--- The exercise ---
Write the data out again exactly, dropping any images it holds.

--- Dataset section ---
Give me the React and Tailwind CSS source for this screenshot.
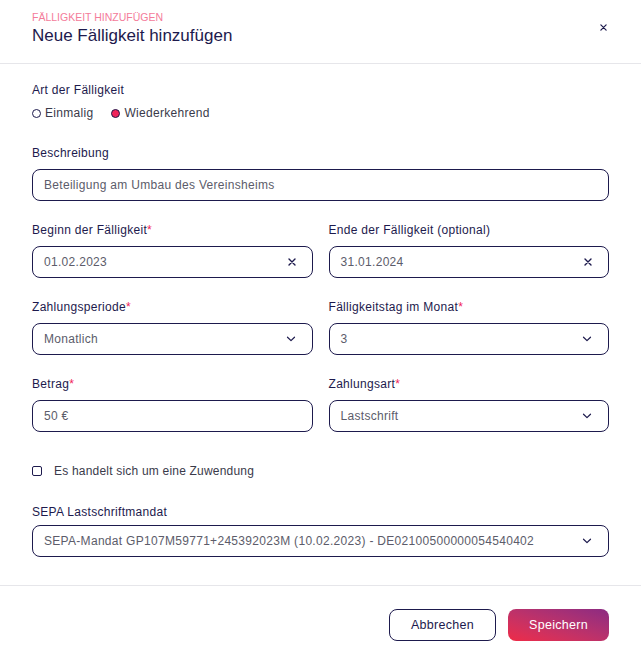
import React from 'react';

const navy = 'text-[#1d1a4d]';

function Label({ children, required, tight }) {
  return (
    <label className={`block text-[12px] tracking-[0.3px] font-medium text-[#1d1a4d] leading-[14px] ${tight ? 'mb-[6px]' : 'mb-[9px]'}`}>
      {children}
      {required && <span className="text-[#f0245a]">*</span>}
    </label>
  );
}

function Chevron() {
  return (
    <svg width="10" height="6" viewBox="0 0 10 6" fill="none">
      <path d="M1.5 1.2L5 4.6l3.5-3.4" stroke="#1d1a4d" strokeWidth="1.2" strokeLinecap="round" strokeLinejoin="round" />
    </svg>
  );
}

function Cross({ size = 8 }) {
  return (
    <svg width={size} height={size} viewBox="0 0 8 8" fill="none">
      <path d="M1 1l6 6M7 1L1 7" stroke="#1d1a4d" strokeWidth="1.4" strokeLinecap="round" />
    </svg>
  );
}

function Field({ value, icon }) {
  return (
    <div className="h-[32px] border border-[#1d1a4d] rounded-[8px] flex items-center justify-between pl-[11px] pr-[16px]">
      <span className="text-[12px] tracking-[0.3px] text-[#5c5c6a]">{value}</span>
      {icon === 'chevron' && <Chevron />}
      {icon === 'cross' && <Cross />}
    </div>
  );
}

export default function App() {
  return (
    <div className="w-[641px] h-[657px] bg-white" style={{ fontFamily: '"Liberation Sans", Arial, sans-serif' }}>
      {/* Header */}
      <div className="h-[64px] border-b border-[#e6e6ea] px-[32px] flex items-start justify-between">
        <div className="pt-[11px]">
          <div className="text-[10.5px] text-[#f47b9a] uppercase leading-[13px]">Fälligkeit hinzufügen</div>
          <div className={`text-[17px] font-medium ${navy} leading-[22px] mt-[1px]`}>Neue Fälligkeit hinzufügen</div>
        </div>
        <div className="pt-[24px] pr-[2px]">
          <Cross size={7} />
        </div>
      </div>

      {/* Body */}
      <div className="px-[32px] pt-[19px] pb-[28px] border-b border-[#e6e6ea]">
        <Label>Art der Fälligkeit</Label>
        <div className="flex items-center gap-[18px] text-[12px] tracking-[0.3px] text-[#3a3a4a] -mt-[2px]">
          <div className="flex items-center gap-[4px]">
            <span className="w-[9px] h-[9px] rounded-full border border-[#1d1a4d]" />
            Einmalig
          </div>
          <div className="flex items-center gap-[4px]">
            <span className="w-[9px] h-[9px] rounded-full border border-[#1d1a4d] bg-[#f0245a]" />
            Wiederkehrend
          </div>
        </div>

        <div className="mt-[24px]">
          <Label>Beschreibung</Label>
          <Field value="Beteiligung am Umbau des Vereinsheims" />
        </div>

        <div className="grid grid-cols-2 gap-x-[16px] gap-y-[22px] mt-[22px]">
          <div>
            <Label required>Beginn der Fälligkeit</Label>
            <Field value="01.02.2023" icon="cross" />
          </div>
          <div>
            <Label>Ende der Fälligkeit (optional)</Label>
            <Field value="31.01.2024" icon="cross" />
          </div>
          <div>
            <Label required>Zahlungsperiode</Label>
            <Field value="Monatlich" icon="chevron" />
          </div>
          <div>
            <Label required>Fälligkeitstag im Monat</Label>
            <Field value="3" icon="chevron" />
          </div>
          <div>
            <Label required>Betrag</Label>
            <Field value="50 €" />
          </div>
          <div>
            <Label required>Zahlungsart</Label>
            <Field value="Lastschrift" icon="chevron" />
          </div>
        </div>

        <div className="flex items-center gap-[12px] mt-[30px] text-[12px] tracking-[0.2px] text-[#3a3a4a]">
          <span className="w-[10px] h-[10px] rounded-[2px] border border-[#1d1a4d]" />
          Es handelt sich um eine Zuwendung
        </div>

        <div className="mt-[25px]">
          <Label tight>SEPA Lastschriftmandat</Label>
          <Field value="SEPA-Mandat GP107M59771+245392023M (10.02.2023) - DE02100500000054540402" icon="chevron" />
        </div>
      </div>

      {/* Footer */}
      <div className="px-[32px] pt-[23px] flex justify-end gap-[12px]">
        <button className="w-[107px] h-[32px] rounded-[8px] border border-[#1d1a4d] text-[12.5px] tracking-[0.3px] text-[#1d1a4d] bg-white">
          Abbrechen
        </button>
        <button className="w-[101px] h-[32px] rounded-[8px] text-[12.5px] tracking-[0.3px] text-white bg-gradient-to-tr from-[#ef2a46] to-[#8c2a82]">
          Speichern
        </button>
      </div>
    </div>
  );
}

--- Output for this exercise ---
Give me the React and Tailwind CSS source for this screenshot.
import React from 'react';

const navy = 'text-[#1d1a4d]';

function Label({ children, required, tight }) {
  return (
    <label className={`block text-[12px] tracking-[0.3px] font-medium text-[#1d1a4d] leading-[14px] ${tight ? 'mb-[6px]' : 'mb-[9px]'}`}>
      {children}
      {required && <span className="text-[#f0245a]">*</span>}
    </label>
  );
}

function Chevron() {
  return (
    <svg width="10" height="6" viewBox="0 0 10 6" fill="none">
      <path d="M1.5 1.2L5 4.6l3.5-3.4" stroke="#1d1a4d" strokeWidth="1.2" strokeLinecap="round" strokeLinejoin="round" />
    </svg>
  );
}

function Cross({ size = 8 }) {
  return (
    <svg width={size} height={size} viewBox="0 0 8 8" fill="none">
      <path d="M1 1l6 6M7 1L1 7" stroke="#1d1a4d" strokeWidth="1.4" strokeLinecap="round" />
    </svg>
  );
}

function Field({ value, icon }) {
  return (
    <div className="h-[32px] border border-[#1d1a4d] rounded-[8px] flex items-center justify-between pl-[11px] pr-[16px]">
      <span className="text-[12px] tracking-[0.3px] text-[#5c5c6a]">{value}</span>
      {icon === 'chevron' && <Chevron />}
      {icon === 'cross' && <Cross />}
    </div>
  );
}

export default function App() {
  return (
    <div className="w-[641px] h-[657px] bg-white" style={{ fontFamily: '"Liberation Sans", Arial, sans-serif' }}>
      {/* Header */}
      <div className="h-[64px] border-b border-[#e6e6ea] px-[32px] flex items-start justify-between">
        <div className="pt-[11px]">
          <div className="text-[10.5px] text-[#f47b9a] uppercase leading-[13px]">Fälligkeit hinzufügen</div>
          <div className={`text-[17px] font-medium ${navy} leading-[22px] mt-[1px]`}>Neue Fälligkeit hinzufügen</div>
        </div>
        <div className="pt-[24px] pr-[2px]">
          <Cross size={7} />
        </div>
      </div>

      {/* Body */}
      <div className="px-[32px] pt-[19px] pb-[28px] border-b border-[#e6e6ea]">
        <Label>Art der Fälligkeit</Label>
        <div className="flex items-center gap-[18px] text-[12px] tracking-[0.3px] text-[#3a3a4a] -mt-[2px]">
          <div className="flex items-center gap-[4px]">
            <span className="w-[9px] h-[9px] rounded-full border border-[#1d1a4d]" />
            Einmalig
          </div>
          <div className="flex items-center gap-[4px]">
            <span className="w-[9px] h-[9px] rounded-full border border-[#1d1a4d] bg-[#f0245a]" />
            Wiederkehrend
          </div>
        </div>

        <div className="mt-[24px]">
          <Label>Beschreibung</Label>
          <Field value="Beteiligung am Umbau des Vereinsheims" />
        </div>

        <div className="grid grid-cols-2 gap-x-[16px] gap-y-[22px] mt-[22px]">
          <div>
            <Label required>Beginn der Fälligkeit</Label>
            <Field value="01.02.2023" icon="cross" />
          </div>
          <div>
            <Label>Ende der Fälligkeit (optional)</Label>
            <Field value="31.01.2024" icon="cross" />
          </div>
          <div>
            <Label required>Zahlungsperiode</Label>
            <Field value="Monatlich" icon="chevron" />
          </div>
          <div>
            <Label required>Fälligkeitstag im Monat</Label>
            <Field value="3" icon="chevron" />
          </div>
          <div>
            <Label required>Betrag</Label>
            <Field value="50 €" />
          </div>
          <div>
            <Label required>Zahlungsart</Label>
            <Field value="Lastschrift" icon="chevron" />
          </div>
        </div>

        <div className="flex items-center gap-[12px] mt-[30px] text-[12px] tracking-[0.2px] text-[#3a3a4a]">
          <span className="w-[10px] h-[10px] rounded-[2px] border border-[#1d1a4d]" />
          Es handelt sich um eine Zuwendung
        </div>

        <div className="mt-[25px]">
          <Label tight>SEPA Lastschriftmandat</Label>
          <Field value="SEPA-Mandat GP107M59771+245392023M (10.02.2023) - DE02100500000054540402" icon="chevron" />
        </div>
      </div>

      {/* Footer */}
      <div className="px-[32px] pt-[23px] flex justify-end gap-[12px]">
        <button className="w-[107px] h-[32px] rounded-[8px] border border-[#1d1a4d] text-[12.5px] tracking-[0.3px] text-[#1d1a4d] bg-white">
          Abbrechen
        </button>
        <button className="w-[101px] h-[32px] rounded-[8px] text-[12.5px] tracking-[0.3px] text-white bg-gradient-to-tr from-[#ef2a46] to-[#8c2a82]">
          Speichern
        </button>
      </div>
    </div>
  );
}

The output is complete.